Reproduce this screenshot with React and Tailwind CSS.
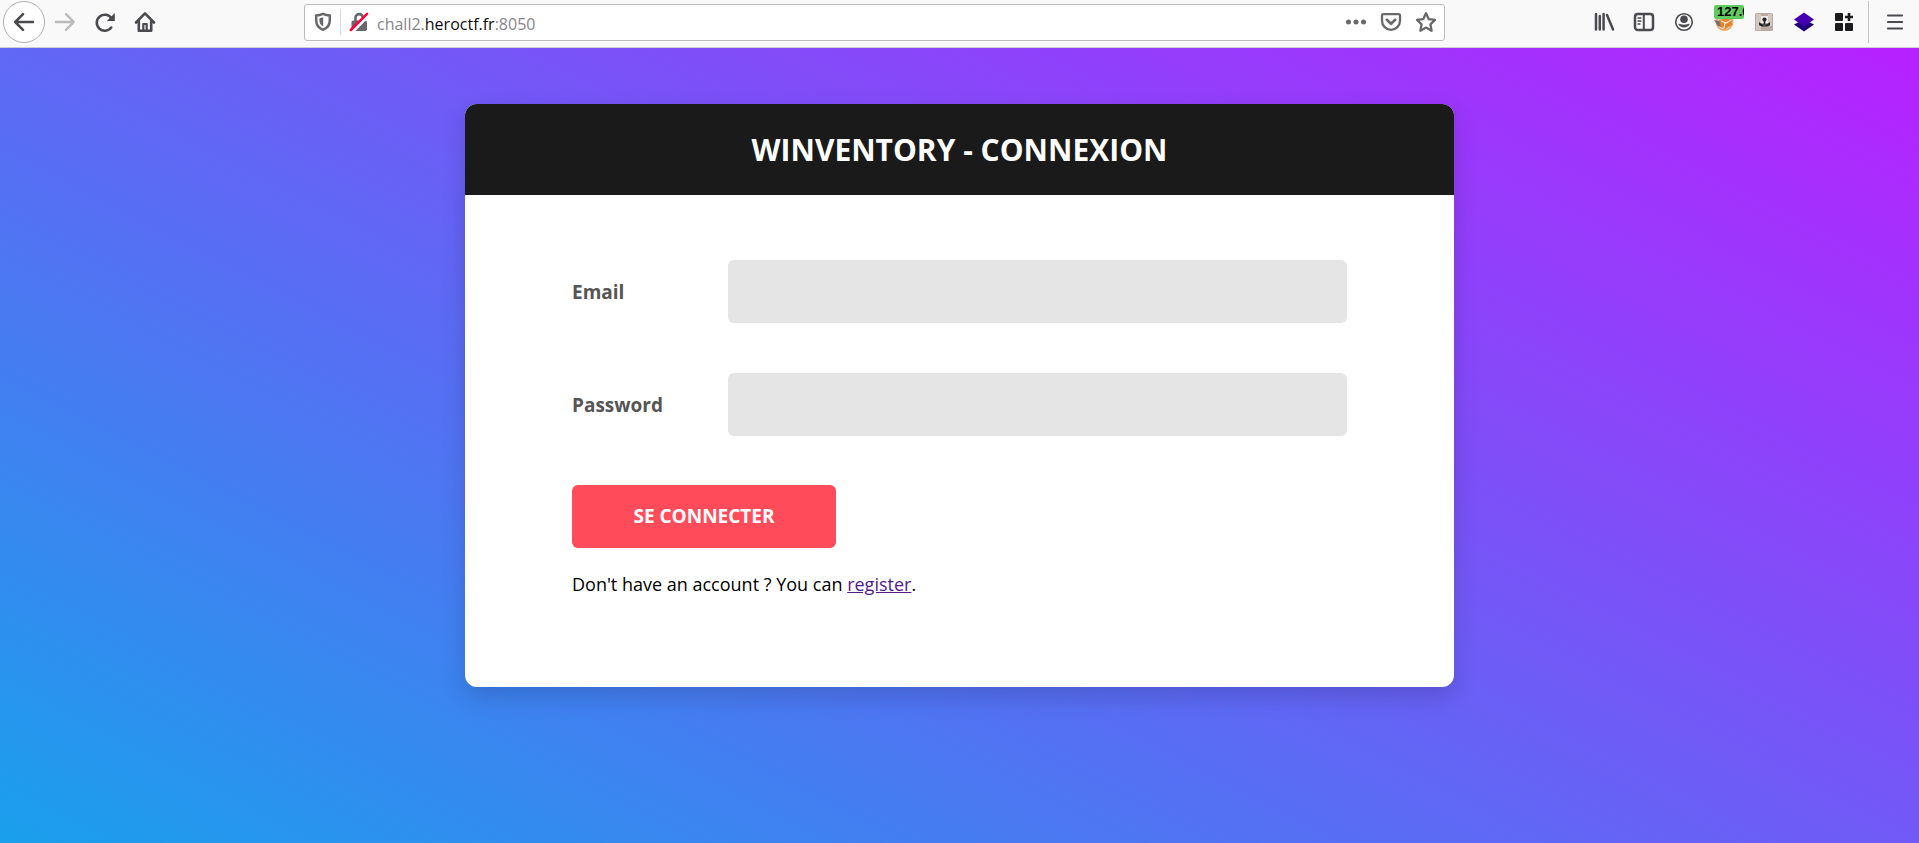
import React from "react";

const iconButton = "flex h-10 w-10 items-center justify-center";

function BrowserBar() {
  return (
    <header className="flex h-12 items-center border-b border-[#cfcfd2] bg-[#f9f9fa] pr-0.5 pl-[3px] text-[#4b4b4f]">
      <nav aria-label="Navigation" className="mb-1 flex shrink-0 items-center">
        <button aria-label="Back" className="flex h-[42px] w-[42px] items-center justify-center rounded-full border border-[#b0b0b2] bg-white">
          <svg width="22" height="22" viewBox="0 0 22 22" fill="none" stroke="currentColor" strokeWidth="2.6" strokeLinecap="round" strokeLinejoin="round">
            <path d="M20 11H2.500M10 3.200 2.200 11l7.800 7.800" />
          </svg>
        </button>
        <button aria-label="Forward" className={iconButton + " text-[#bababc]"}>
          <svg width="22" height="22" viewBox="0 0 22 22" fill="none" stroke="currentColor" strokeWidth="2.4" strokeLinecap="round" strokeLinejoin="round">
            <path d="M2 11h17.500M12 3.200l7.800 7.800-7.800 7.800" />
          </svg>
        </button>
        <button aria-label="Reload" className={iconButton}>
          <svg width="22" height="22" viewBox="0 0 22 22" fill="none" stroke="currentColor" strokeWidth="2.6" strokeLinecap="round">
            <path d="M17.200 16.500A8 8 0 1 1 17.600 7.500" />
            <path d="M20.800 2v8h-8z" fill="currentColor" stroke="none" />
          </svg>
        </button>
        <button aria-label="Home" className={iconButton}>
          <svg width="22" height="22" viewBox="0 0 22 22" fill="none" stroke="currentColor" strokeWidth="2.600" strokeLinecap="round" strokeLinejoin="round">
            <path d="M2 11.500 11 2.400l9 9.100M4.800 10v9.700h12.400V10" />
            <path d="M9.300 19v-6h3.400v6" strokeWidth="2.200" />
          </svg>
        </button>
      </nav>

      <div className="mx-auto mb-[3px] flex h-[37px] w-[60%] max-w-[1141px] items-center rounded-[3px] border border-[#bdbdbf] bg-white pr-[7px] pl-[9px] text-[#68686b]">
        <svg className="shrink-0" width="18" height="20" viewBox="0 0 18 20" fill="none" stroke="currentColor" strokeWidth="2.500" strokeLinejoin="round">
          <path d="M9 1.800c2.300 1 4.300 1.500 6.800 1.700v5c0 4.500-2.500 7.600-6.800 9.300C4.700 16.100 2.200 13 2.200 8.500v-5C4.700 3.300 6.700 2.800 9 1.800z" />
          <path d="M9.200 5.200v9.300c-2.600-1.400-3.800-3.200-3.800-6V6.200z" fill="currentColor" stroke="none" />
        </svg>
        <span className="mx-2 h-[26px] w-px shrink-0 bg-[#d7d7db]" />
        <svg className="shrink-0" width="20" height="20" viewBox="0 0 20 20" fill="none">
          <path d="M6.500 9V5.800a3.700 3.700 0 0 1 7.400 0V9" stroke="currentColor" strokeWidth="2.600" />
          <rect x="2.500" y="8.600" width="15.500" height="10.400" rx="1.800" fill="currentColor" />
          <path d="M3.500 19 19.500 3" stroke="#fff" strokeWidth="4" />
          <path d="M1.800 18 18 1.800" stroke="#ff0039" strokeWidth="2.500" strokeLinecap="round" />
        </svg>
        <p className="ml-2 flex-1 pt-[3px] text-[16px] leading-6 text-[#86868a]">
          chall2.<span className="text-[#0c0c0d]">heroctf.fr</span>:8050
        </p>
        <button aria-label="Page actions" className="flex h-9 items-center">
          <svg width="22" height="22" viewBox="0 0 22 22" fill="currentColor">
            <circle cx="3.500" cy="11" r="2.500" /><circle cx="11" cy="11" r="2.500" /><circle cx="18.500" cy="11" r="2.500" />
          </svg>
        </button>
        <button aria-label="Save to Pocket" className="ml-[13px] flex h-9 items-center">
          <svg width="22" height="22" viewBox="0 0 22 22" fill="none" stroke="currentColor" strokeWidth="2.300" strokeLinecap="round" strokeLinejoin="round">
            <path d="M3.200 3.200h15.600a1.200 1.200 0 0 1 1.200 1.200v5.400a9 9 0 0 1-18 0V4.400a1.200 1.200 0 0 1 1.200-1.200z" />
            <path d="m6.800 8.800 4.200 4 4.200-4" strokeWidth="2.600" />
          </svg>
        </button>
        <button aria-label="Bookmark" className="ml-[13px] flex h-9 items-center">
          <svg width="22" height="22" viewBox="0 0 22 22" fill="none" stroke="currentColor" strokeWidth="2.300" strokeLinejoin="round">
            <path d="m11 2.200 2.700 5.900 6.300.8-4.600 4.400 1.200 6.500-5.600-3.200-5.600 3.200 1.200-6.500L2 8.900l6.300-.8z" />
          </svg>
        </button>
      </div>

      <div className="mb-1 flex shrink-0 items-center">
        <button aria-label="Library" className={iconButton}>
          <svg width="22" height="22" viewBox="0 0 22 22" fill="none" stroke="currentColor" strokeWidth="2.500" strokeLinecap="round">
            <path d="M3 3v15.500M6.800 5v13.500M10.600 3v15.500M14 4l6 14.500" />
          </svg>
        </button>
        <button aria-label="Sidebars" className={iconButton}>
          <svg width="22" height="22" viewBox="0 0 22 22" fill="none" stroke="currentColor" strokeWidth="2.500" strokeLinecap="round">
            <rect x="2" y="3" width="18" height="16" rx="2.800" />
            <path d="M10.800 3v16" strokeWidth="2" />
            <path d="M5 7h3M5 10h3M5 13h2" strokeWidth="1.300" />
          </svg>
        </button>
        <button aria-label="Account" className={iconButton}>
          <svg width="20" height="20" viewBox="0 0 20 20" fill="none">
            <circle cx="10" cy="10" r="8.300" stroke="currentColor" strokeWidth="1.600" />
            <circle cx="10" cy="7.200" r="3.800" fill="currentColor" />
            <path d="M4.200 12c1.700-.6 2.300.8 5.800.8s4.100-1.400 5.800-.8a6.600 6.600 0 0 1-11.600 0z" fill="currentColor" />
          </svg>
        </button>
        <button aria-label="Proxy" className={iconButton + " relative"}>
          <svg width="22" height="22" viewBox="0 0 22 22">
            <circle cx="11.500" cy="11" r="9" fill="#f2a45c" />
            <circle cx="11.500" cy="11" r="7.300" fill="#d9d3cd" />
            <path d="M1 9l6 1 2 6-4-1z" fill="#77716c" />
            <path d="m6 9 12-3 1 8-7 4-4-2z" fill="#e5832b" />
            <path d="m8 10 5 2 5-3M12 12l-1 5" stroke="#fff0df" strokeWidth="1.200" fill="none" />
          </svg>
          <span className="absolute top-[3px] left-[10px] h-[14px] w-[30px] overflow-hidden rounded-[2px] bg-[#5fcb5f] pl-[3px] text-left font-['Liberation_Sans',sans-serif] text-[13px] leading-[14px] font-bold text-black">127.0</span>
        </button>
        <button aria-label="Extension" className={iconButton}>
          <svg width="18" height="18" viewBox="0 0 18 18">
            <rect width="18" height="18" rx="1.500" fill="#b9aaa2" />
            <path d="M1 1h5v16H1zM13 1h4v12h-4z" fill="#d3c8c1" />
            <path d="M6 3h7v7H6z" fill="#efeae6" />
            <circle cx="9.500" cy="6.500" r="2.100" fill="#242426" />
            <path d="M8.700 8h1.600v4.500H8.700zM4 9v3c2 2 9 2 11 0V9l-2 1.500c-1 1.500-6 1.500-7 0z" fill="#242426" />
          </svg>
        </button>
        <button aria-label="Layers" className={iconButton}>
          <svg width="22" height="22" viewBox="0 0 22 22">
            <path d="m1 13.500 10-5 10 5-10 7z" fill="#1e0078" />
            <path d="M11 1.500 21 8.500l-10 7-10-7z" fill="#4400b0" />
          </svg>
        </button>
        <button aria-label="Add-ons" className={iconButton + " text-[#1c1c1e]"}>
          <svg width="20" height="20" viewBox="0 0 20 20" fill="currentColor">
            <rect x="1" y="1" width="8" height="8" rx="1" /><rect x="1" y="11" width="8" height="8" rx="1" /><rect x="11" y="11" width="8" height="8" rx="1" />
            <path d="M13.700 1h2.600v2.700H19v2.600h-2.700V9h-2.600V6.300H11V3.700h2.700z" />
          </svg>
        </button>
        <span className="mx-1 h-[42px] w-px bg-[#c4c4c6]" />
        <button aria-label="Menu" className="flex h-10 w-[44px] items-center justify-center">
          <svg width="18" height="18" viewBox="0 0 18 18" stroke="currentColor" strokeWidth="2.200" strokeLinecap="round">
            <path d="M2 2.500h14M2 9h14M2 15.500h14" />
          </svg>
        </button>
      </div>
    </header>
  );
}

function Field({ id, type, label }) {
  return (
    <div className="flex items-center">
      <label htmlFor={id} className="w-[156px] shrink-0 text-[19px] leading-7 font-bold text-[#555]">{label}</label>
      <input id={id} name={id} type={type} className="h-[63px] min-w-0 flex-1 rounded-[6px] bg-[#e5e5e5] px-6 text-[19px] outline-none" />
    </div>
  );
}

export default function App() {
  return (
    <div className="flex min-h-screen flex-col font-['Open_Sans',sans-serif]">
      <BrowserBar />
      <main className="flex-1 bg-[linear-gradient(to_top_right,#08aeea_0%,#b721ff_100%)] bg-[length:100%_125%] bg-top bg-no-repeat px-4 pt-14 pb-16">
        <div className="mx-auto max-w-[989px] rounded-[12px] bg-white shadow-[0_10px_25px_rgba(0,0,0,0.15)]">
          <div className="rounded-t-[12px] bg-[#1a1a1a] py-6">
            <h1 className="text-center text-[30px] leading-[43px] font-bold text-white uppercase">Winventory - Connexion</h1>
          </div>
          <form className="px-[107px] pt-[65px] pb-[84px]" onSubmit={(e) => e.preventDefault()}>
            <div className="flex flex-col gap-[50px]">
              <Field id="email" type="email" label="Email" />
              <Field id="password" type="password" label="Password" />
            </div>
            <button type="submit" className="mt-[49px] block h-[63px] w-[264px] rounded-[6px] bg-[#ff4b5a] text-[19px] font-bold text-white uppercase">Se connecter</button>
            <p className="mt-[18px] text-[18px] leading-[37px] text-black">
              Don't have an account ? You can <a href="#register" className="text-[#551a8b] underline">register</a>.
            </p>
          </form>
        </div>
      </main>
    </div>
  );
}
◇ ◇ ◇ ◇ ◇
#### [WORK TO DO]
Without the pictures, return the listing above from its first line through the line that has "h-10 w-10 items-center".

#### [FULL RESPONSE]
Reproduce this screenshot with React and Tailwind CSS.
import React from "react";

const iconButton = "flex h-10 w-10 items-center justify-center";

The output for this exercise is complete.